▶ [STATED GOAL]
Write out the data below in full. Keep it exact.

▶ [PROVIDED MATERIAL]
[BEGIN]

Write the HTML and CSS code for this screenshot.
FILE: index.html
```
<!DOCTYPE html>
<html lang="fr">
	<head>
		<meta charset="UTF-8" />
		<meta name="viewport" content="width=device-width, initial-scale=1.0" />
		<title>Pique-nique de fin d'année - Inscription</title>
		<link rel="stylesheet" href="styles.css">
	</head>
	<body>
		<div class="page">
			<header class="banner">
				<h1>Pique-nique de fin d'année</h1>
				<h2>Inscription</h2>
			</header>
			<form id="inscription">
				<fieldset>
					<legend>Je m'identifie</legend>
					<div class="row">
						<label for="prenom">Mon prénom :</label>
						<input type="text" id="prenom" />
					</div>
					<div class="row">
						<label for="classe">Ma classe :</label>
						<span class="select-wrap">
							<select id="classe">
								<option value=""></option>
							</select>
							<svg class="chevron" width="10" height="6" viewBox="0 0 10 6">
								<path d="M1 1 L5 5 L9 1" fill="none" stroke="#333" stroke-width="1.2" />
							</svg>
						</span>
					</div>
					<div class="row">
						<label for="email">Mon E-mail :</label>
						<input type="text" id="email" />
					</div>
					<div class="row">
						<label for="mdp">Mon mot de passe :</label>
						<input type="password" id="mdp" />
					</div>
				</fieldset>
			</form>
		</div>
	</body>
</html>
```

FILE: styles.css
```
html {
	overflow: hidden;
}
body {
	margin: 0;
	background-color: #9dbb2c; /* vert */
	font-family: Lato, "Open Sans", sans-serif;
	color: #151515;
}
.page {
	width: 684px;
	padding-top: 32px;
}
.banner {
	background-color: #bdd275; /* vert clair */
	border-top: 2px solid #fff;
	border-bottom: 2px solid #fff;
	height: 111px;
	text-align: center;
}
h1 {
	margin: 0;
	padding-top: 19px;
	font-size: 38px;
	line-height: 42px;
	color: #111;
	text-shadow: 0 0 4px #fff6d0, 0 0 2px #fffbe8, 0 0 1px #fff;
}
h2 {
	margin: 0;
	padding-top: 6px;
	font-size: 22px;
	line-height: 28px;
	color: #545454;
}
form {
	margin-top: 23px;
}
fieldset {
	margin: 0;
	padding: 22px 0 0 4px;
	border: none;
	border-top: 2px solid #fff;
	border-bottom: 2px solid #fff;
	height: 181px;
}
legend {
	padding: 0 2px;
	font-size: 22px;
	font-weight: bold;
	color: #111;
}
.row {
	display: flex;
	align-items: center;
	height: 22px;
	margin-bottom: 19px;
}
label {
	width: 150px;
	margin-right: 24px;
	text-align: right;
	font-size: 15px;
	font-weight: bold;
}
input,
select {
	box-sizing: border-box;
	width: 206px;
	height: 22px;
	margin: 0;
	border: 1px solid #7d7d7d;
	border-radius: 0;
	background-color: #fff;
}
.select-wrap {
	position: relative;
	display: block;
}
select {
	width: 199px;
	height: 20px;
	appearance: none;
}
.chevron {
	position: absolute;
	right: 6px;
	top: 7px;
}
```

[END]

▶ [FINAL ANSWER]
Write the HTML and CSS code for this screenshot.
FILE: index.html
```
<!DOCTYPE html>
<html lang="fr">
	<head>
		<meta charset="UTF-8" />
		<meta name="viewport" content="width=device-width, initial-scale=1.0" />
		<title>Pique-nique de fin d'année - Inscription</title>
		<link rel="stylesheet" href="styles.css">
	</head>
	<body>
		<div class="page">
			<header class="banner">
				<h1>Pique-nique de fin d'année</h1>
				<h2>Inscription</h2>
			</header>
			<form id="inscription">
				<fieldset>
					<legend>Je m'identifie</legend>
					<div class="row">
						<label for="prenom">Mon prénom :</label>
						<input type="text" id="prenom" />
					</div>
					<div class="row">
						<label for="classe">Ma classe :</label>
						<span class="select-wrap">
							<select id="classe">
								<option value=""></option>
							</select>
							<svg class="chevron" width="10" height="6" viewBox="0 0 10 6">
								<path d="M1 1 L5 5 L9 1" fill="none" stroke="#333" stroke-width="1.2" />
							</svg>
						</span>
					</div>
					<div class="row">
						<label for="email">Mon E-mail :</label>
						<input type="text" id="email" />
					</div>
					<div class="row">
						<label for="mdp">Mon mot de passe :</label>
						<input type="password" id="mdp" />
					</div>
				</fieldset>
			</form>
		</div>
	</body>
</html>
```

FILE: styles.css
```
html {
	overflow: hidden;
}
body {
	margin: 0;
	background-color: #9dbb2c; /* vert */
	font-family: Lato, "Open Sans", sans-serif;
	color: #151515;
}
.page {
	width: 684px;
	padding-top: 32px;
}
.banner {
	background-color: #bdd275; /* vert clair */
	border-top: 2px solid #fff;
	border-bottom: 2px solid #fff;
	height: 111px;
	text-align: center;
}
h1 {
	margin: 0;
	padding-top: 19px;
	font-size: 38px;
	line-height: 42px;
	color: #111;
	text-shadow: 0 0 4px #fff6d0, 0 0 2px #fffbe8, 0 0 1px #fff;
}
h2 {
	margin: 0;
	padding-top: 6px;
	font-size: 22px;
	line-height: 28px;
	color: #545454;
}
form {
	margin-top: 23px;
}
fieldset {
	margin: 0;
	padding: 22px 0 0 4px;
	border: none;
	border-top: 2px solid #fff;
	border-bottom: 2px solid #fff;
	height: 181px;
}
legend {
	padding: 0 2px;
	font-size: 22px;
	font-weight: bold;
	color: #111;
}
.row {
	display: flex;
	align-items: center;
	height: 22px;
	margin-bottom: 19px;
}
label {
	width: 150px;
	margin-right: 24px;
	text-align: right;
	font-size: 15px;
	font-weight: bold;
}
input,
select {
	box-sizing: border-box;
	width: 206px;
	height: 22px;
	margin: 0;
	border: 1px solid #7d7d7d;
	border-radius: 0;
	background-color: #fff;
}
.select-wrap {
	position: relative;
	display: block;
}
select {
	width: 199px;
	height: 20px;
	appearance: none;
}
.chevron {
	position: absolute;
	right: 6px;
	top: 7px;
}
```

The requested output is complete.